**TASK DETAILS**
Leave out the images and repeat the listing below without a single change.
■ ■ ■ ■ ■ ■ ■
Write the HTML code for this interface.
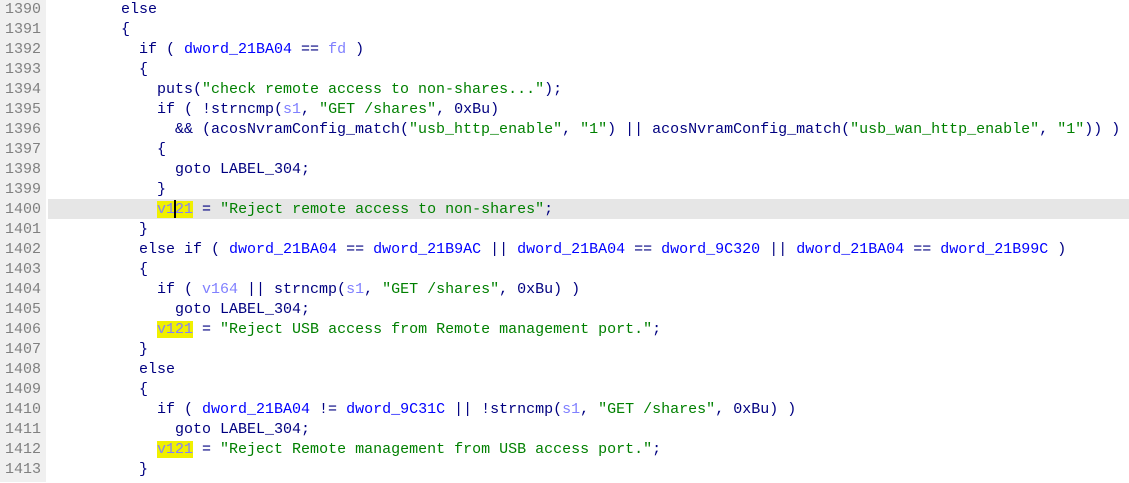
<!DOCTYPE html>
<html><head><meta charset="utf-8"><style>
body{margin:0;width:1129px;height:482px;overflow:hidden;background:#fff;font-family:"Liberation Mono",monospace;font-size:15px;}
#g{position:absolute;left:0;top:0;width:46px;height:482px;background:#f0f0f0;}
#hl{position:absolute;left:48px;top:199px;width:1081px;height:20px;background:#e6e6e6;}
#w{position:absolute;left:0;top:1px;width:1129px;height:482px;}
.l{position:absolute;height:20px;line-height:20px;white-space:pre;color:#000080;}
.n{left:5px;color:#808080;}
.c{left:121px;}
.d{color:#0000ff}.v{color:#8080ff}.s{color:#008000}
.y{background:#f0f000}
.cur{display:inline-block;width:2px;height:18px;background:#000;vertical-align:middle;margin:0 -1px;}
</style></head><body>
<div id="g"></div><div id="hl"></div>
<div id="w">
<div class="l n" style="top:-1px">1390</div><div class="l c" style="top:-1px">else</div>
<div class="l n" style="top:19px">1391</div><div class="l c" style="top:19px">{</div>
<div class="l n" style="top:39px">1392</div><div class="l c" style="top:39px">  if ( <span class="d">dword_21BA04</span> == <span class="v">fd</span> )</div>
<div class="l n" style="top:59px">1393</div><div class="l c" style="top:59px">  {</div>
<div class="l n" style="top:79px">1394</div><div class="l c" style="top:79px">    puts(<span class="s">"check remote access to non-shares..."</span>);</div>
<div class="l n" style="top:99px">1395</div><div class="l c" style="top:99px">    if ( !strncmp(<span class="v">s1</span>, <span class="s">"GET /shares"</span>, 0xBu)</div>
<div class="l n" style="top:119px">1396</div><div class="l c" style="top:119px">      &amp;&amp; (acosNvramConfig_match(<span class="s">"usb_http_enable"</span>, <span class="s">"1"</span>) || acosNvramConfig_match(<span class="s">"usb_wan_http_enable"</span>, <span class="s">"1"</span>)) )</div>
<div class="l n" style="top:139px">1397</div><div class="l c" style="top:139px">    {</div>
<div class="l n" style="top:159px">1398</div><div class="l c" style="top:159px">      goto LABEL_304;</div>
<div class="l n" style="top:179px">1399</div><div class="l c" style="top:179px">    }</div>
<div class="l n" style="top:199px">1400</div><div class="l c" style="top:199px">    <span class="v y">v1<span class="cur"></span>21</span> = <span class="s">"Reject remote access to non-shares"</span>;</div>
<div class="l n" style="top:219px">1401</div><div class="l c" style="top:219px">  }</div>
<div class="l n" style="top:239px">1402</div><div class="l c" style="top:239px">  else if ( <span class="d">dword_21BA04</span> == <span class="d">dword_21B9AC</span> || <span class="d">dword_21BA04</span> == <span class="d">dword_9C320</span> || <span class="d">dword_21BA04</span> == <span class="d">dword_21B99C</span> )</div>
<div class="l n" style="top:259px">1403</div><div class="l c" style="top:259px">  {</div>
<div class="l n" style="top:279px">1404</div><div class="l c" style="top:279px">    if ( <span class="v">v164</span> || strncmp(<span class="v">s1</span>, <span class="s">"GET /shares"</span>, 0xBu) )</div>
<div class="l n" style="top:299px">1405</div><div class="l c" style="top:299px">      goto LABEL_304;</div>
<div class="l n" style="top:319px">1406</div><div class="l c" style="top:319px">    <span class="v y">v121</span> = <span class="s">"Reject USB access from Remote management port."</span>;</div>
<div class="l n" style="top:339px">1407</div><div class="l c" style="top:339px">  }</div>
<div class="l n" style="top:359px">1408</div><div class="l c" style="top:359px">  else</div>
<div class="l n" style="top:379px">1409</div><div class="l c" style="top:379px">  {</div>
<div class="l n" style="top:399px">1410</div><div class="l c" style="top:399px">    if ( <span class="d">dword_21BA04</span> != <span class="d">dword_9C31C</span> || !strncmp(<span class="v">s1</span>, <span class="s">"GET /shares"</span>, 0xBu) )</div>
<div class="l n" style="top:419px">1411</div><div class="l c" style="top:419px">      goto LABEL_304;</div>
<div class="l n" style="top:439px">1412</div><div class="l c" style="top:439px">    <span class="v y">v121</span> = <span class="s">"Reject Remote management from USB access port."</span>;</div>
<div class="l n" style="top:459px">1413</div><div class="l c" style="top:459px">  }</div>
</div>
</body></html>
■ ■ ■ ■ ■ ■ ■
**SOLUTION FOR THIS EXERCISE**
Write the HTML code for this interface.
<!DOCTYPE html>
<html><head><meta charset="utf-8"><style>
body{margin:0;width:1129px;height:482px;overflow:hidden;background:#fff;font-family:"Liberation Mono",monospace;font-size:15px;}
#g{position:absolute;left:0;top:0;width:46px;height:482px;background:#f0f0f0;}
#hl{position:absolute;left:48px;top:199px;width:1081px;height:20px;background:#e6e6e6;}
#w{position:absolute;left:0;top:1px;width:1129px;height:482px;}
.l{position:absolute;height:20px;line-height:20px;white-space:pre;color:#000080;}
.n{left:5px;color:#808080;}
.c{left:121px;}
.d{color:#0000ff}.v{color:#8080ff}.s{color:#008000}
.y{background:#f0f000}
.cur{display:inline-block;width:2px;height:18px;background:#000;vertical-align:middle;margin:0 -1px;}
</style></head><body>
<div id="g"></div><div id="hl"></div>
<div id="w">
<div class="l n" style="top:-1px">1390</div><div class="l c" style="top:-1px">else</div>
<div class="l n" style="top:19px">1391</div><div class="l c" style="top:19px">{</div>
<div class="l n" style="top:39px">1392</div><div class="l c" style="top:39px">  if ( <span class="d">dword_21BA04</span> == <span class="v">fd</span> )</div>
<div class="l n" style="top:59px">1393</div><div class="l c" style="top:59px">  {</div>
<div class="l n" style="top:79px">1394</div><div class="l c" style="top:79px">    puts(<span class="s">"check remote access to non-shares..."</span>);</div>
<div class="l n" style="top:99px">1395</div><div class="l c" style="top:99px">    if ( !strncmp(<span class="v">s1</span>, <span class="s">"GET /shares"</span>, 0xBu)</div>
<div class="l n" style="top:119px">1396</div><div class="l c" style="top:119px">      &amp;&amp; (acosNvramConfig_match(<span class="s">"usb_http_enable"</span>, <span class="s">"1"</span>) || acosNvramConfig_match(<span class="s">"usb_wan_http_enable"</span>, <span class="s">"1"</span>)) )</div>
<div class="l n" style="top:139px">1397</div><div class="l c" style="top:139px">    {</div>
<div class="l n" style="top:159px">1398</div><div class="l c" style="top:159px">      goto LABEL_304;</div>
<div class="l n" style="top:179px">1399</div><div class="l c" style="top:179px">    }</div>
<div class="l n" style="top:199px">1400</div><div class="l c" style="top:199px">    <span class="v y">v1<span class="cur"></span>21</span> = <span class="s">"Reject remote access to non-shares"</span>;</div>
<div class="l n" style="top:219px">1401</div><div class="l c" style="top:219px">  }</div>
<div class="l n" style="top:239px">1402</div><div class="l c" style="top:239px">  else if ( <span class="d">dword_21BA04</span> == <span class="d">dword_21B9AC</span> || <span class="d">dword_21BA04</span> == <span class="d">dword_9C320</span> || <span class="d">dword_21BA04</span> == <span class="d">dword_21B99C</span> )</div>
<div class="l n" style="top:259px">1403</div><div class="l c" style="top:259px">  {</div>
<div class="l n" style="top:279px">1404</div><div class="l c" style="top:279px">    if ( <span class="v">v164</span> || strncmp(<span class="v">s1</span>, <span class="s">"GET /shares"</span>, 0xBu) )</div>
<div class="l n" style="top:299px">1405</div><div class="l c" style="top:299px">      goto LABEL_304;</div>
<div class="l n" style="top:319px">1406</div><div class="l c" style="top:319px">    <span class="v y">v121</span> = <span class="s">"Reject USB access from Remote management port."</span>;</div>
<div class="l n" style="top:339px">1407</div><div class="l c" style="top:339px">  }</div>
<div class="l n" style="top:359px">1408</div><div class="l c" style="top:359px">  else</div>
<div class="l n" style="top:379px">1409</div><div class="l c" style="top:379px">  {</div>
<div class="l n" style="top:399px">1410</div><div class="l c" style="top:399px">    if ( <span class="d">dword_21BA04</span> != <span class="d">dword_9C31C</span> || !strncmp(<span class="v">s1</span>, <span class="s">"GET /shares"</span>, 0xBu) )</div>
<div class="l n" style="top:419px">1411</div><div class="l c" style="top:419px">      goto LABEL_304;</div>
<div class="l n" style="top:439px">1412</div><div class="l c" style="top:439px">    <span class="v y">v121</span> = <span class="s">"Reject Remote management from USB access port."</span>;</div>
<div class="l n" style="top:459px">1413</div><div class="l c" style="top:459px">  }</div>
</div>
</body></html>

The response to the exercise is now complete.